**What you need to do**
Locate all lines in the data below that hold "this" and show them.
▬▬▬▬▬▬
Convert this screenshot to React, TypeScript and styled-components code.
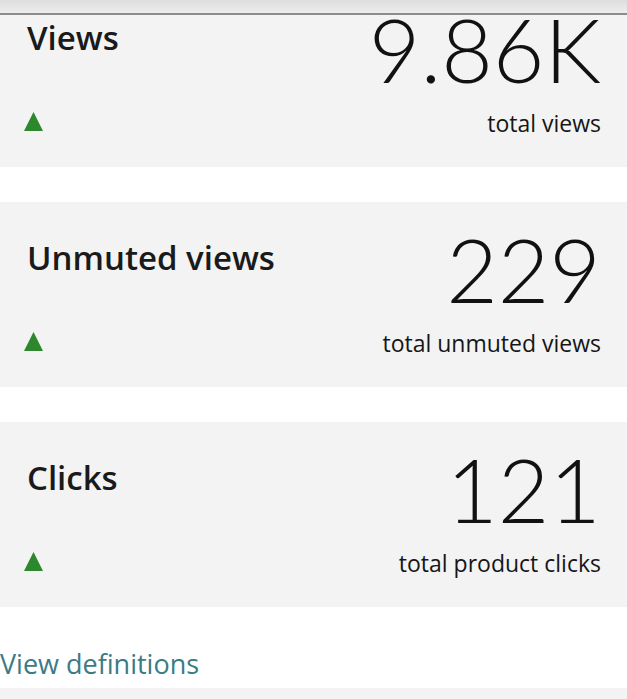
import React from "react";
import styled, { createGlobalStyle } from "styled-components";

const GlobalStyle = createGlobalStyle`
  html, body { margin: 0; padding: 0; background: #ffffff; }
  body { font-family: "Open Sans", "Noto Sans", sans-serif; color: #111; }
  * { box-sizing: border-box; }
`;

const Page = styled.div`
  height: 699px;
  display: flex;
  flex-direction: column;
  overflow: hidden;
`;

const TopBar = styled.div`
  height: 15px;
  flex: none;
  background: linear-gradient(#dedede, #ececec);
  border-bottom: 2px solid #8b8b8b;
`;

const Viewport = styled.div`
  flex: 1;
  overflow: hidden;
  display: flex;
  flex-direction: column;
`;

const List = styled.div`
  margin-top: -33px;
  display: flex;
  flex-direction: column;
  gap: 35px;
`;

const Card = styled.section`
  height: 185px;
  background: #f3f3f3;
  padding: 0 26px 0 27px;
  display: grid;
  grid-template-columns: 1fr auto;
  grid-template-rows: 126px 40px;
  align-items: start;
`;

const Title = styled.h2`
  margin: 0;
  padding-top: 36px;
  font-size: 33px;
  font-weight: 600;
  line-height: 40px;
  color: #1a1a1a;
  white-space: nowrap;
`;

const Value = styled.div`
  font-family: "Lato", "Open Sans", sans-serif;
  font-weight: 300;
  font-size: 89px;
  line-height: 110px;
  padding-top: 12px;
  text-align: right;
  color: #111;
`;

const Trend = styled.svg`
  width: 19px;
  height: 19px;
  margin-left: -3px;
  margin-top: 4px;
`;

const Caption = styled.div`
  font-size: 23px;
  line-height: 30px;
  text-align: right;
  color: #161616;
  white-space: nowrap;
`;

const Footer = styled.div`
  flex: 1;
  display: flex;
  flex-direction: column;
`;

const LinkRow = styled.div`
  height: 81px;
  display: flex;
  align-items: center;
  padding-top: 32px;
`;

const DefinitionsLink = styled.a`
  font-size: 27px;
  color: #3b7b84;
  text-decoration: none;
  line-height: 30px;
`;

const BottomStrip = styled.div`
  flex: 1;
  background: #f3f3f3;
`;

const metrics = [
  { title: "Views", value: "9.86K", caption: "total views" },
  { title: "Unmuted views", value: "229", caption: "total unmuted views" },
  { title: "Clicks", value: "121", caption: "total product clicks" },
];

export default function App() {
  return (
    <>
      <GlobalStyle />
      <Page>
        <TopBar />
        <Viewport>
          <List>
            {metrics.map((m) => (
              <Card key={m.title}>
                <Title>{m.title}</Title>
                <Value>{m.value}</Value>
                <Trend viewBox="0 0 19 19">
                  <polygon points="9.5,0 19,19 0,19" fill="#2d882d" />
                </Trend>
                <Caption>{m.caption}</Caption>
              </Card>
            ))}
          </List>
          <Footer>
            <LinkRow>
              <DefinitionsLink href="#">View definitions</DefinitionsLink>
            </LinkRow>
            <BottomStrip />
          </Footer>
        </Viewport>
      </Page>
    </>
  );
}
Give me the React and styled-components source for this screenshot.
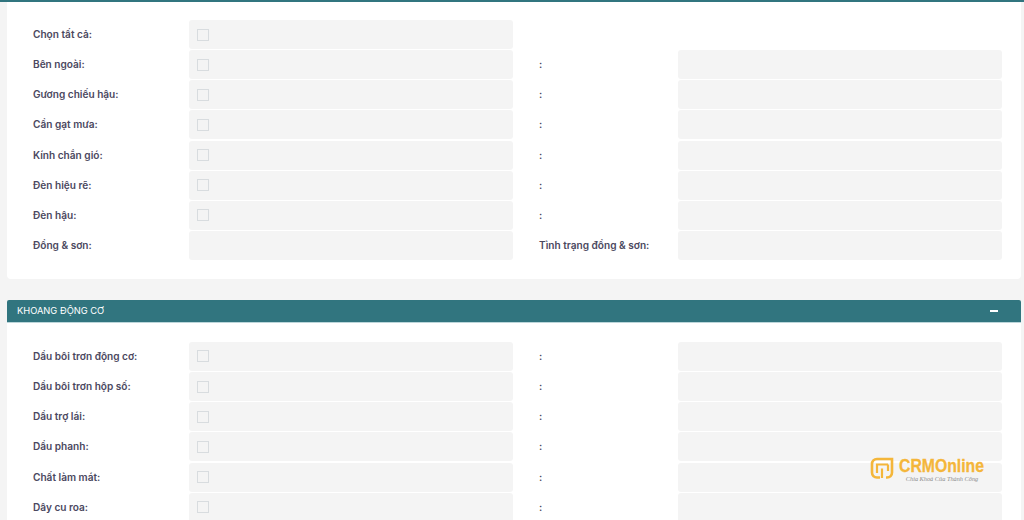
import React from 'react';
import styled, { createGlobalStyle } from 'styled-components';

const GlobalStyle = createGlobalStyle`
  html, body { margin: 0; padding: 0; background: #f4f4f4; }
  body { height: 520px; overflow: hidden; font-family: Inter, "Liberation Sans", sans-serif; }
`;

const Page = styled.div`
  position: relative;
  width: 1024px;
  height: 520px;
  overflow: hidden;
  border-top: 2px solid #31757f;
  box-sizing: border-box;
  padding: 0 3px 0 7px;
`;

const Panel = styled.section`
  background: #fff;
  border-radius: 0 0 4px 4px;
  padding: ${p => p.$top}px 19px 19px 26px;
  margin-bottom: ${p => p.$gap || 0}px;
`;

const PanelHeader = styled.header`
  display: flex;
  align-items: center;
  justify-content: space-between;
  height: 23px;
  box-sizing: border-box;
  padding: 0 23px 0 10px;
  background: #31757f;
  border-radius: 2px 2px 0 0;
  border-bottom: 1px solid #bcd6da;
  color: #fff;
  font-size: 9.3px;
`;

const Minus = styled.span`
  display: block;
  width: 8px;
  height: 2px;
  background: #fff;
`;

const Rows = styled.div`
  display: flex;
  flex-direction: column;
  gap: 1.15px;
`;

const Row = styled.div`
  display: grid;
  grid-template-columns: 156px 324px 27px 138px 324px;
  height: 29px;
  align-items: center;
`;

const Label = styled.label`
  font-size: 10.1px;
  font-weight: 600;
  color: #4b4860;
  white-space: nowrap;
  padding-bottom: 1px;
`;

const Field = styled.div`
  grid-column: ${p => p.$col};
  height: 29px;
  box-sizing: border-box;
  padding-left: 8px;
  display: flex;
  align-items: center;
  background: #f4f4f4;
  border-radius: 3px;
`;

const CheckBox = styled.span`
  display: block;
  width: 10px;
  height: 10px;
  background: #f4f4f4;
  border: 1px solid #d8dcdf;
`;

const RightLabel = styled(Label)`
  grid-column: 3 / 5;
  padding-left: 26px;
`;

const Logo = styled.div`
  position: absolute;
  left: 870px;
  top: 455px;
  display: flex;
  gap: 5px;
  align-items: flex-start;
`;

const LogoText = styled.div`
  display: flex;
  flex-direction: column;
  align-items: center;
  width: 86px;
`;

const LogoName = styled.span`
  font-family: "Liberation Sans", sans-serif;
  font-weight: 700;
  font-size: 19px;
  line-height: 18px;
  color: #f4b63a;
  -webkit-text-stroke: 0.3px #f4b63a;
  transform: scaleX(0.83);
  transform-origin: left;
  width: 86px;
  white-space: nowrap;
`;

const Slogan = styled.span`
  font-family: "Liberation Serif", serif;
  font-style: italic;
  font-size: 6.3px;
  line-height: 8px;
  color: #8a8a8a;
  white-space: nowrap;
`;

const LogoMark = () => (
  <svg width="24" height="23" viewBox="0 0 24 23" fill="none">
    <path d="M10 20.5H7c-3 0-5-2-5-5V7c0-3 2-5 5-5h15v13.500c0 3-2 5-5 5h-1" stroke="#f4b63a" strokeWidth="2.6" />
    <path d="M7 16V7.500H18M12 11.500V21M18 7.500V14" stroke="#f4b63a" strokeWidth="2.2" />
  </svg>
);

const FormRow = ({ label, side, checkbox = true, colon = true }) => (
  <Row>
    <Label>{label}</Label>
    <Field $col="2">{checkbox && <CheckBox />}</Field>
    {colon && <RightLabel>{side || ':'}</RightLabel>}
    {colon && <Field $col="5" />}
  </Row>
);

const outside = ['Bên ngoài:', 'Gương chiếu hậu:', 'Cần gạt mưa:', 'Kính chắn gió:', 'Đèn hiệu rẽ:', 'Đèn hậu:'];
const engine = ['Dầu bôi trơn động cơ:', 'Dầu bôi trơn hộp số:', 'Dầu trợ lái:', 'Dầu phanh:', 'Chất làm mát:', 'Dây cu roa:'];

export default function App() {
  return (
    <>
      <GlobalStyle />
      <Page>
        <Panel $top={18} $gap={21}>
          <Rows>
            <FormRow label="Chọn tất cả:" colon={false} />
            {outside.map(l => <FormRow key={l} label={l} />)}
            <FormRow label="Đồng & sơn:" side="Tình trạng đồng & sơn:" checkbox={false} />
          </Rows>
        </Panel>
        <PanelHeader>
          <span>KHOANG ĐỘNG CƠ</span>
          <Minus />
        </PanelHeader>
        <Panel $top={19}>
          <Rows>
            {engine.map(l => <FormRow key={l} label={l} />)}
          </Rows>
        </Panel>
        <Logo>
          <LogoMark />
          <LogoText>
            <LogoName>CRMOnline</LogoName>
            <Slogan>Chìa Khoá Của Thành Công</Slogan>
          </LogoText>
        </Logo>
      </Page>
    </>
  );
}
▬▬▬▬▬▬
**Answer to the exercise**
Convert this screenshot to React, TypeScript and styled-components code.
Give me the React and styled-components source for this screenshot.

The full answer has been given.